▶ _REQUIREMENTS_: For the listing below, give the number of lines in which "components" occurs. Add nothing.

▶ _DATASET EXCERPT_:
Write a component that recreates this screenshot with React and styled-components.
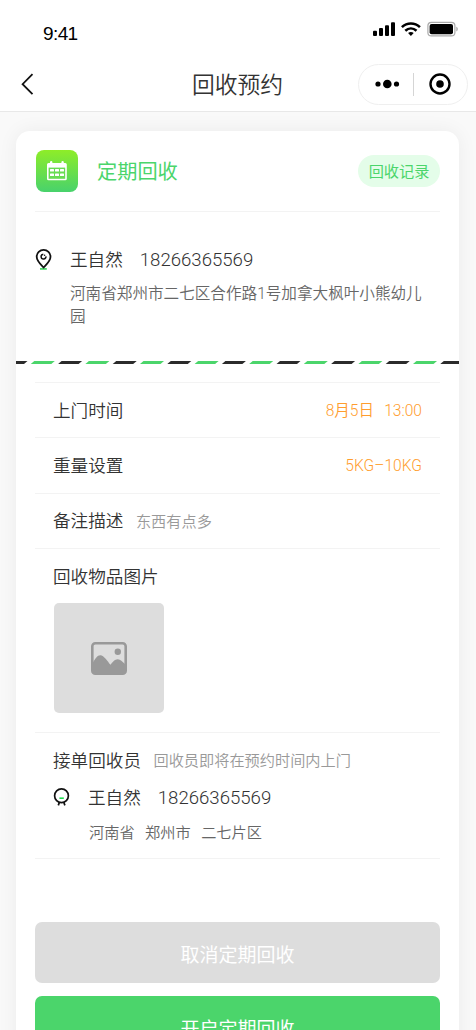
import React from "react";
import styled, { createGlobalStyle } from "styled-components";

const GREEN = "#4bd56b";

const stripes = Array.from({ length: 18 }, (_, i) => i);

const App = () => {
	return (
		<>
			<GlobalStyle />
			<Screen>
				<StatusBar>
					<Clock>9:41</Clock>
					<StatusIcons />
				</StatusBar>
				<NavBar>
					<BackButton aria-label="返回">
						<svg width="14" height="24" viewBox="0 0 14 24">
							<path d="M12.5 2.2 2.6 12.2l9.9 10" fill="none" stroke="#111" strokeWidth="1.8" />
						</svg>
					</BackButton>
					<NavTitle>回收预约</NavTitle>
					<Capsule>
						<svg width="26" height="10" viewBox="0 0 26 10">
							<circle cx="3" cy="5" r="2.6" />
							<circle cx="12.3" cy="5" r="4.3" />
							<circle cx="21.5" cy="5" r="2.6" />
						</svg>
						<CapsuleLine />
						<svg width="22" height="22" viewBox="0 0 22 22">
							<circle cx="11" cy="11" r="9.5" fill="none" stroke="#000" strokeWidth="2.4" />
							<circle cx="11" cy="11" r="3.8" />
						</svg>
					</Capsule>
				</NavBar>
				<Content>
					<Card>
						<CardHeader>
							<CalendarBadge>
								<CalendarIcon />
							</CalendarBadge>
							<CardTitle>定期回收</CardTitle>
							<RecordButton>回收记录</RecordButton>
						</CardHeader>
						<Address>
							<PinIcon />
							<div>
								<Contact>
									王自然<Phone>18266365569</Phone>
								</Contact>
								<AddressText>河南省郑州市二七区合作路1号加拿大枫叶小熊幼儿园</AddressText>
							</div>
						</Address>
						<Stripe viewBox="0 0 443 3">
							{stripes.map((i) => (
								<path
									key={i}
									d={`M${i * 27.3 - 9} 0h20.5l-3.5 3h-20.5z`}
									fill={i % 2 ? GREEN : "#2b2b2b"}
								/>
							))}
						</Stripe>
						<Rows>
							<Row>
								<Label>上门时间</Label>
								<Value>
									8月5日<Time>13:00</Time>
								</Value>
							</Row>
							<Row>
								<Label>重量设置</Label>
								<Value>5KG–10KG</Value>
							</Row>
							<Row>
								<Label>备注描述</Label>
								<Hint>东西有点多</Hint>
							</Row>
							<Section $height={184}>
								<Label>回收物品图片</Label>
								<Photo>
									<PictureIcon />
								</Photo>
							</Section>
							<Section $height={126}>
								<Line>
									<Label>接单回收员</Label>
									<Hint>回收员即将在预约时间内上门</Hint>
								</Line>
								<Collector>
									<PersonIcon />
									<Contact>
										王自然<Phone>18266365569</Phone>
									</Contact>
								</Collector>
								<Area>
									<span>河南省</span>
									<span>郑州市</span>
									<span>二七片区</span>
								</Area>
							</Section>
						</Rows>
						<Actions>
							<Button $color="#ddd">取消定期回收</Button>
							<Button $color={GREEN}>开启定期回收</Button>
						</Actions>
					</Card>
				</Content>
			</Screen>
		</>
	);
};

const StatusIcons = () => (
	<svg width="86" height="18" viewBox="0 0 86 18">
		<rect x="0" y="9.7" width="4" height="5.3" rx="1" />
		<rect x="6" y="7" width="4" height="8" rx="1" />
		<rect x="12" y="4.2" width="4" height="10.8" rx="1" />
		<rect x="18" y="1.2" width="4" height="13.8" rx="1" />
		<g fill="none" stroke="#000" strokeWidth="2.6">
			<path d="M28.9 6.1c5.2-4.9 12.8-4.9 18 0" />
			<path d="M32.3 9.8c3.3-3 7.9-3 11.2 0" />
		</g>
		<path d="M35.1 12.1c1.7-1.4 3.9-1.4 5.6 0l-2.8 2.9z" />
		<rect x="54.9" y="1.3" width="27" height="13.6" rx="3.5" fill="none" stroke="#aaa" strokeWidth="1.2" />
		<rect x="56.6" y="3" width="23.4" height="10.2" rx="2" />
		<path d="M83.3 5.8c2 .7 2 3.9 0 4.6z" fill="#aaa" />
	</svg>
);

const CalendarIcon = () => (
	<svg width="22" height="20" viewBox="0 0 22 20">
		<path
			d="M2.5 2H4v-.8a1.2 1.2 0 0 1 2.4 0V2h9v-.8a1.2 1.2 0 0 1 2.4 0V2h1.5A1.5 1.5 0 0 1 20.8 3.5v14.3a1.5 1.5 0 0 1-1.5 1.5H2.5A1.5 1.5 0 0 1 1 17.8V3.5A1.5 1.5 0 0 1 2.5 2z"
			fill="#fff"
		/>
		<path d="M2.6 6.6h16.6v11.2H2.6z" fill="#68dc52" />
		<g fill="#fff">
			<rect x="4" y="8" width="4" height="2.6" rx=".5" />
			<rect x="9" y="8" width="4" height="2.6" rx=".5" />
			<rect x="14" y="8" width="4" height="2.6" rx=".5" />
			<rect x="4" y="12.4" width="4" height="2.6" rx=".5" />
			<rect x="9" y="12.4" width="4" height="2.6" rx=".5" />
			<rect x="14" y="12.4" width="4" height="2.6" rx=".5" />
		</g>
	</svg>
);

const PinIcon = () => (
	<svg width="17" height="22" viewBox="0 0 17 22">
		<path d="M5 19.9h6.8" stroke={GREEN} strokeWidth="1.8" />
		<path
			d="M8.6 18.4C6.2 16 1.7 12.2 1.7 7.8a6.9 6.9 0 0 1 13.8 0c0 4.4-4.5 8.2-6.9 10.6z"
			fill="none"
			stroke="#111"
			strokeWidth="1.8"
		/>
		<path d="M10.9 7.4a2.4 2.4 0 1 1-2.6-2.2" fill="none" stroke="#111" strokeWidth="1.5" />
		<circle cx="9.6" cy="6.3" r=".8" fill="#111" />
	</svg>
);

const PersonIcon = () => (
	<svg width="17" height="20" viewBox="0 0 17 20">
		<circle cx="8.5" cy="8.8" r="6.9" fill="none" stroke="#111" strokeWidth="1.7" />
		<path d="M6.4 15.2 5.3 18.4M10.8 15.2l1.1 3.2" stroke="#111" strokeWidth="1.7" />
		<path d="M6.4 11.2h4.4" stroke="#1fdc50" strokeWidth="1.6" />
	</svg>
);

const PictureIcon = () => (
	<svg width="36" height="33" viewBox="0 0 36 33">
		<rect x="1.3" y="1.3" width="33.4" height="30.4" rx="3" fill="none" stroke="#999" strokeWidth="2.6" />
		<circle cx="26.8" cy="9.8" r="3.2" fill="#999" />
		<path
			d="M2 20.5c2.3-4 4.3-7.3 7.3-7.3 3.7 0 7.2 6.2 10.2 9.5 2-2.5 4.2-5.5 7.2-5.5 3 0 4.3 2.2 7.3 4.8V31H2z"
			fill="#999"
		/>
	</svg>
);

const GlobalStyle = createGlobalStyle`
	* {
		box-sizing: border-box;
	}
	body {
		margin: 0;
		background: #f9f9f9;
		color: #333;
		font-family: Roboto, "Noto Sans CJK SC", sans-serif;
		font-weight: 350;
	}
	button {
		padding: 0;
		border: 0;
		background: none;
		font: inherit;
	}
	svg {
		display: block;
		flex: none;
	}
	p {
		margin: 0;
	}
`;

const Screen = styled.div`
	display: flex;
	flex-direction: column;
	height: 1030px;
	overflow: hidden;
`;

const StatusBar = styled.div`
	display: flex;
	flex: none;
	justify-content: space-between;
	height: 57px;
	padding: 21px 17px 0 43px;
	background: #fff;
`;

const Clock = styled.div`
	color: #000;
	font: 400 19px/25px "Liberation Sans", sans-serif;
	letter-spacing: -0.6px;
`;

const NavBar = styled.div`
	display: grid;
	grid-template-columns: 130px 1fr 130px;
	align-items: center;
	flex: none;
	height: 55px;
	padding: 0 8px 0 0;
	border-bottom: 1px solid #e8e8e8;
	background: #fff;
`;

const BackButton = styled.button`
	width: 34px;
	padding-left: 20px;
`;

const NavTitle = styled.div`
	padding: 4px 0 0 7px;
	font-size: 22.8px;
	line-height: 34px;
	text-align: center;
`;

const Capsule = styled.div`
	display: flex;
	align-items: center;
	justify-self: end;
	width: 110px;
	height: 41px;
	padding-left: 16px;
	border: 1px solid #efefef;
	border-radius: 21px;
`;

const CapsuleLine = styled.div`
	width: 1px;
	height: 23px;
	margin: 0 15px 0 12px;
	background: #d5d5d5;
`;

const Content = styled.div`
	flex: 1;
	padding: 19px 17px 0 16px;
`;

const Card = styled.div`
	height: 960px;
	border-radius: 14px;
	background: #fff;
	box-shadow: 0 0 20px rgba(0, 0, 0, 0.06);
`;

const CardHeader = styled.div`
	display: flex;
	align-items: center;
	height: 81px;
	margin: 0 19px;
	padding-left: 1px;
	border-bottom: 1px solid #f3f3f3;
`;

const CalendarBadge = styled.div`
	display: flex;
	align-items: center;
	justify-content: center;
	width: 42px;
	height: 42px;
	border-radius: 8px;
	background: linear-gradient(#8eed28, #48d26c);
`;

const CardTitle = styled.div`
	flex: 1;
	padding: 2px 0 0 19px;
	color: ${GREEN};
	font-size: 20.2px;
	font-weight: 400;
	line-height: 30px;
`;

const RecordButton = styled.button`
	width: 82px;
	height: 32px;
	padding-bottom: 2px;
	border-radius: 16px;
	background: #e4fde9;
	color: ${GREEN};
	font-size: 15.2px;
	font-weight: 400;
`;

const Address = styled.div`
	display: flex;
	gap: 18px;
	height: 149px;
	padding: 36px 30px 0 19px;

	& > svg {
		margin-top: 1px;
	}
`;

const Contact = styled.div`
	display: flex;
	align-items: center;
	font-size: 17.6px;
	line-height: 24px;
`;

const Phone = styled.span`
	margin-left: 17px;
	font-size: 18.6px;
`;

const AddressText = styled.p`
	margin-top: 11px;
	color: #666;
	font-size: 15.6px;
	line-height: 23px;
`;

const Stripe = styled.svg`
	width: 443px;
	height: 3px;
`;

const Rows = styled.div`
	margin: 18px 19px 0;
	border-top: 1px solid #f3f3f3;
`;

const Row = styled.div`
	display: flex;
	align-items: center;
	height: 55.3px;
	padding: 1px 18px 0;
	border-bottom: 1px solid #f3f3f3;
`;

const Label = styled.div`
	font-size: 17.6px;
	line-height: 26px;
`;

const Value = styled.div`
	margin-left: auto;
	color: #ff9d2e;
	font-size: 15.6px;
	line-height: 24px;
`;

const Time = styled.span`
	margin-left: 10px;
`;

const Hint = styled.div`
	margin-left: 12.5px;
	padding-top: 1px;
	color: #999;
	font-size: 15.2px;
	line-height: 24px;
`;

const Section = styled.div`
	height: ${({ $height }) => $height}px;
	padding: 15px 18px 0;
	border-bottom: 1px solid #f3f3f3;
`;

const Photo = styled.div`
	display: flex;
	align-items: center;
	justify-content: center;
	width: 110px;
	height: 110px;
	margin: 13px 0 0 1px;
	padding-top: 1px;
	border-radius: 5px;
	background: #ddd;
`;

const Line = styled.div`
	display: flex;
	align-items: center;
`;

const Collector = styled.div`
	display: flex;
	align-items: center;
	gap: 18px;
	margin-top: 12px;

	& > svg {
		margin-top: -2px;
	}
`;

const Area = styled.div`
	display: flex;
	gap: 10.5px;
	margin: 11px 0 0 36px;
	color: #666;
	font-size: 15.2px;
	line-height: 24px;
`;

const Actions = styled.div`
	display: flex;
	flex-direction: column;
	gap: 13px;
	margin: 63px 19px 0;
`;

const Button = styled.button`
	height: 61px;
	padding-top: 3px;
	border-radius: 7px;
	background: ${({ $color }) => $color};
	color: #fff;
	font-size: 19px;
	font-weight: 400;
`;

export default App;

▶ _COMPLETED EXERCISE_: 2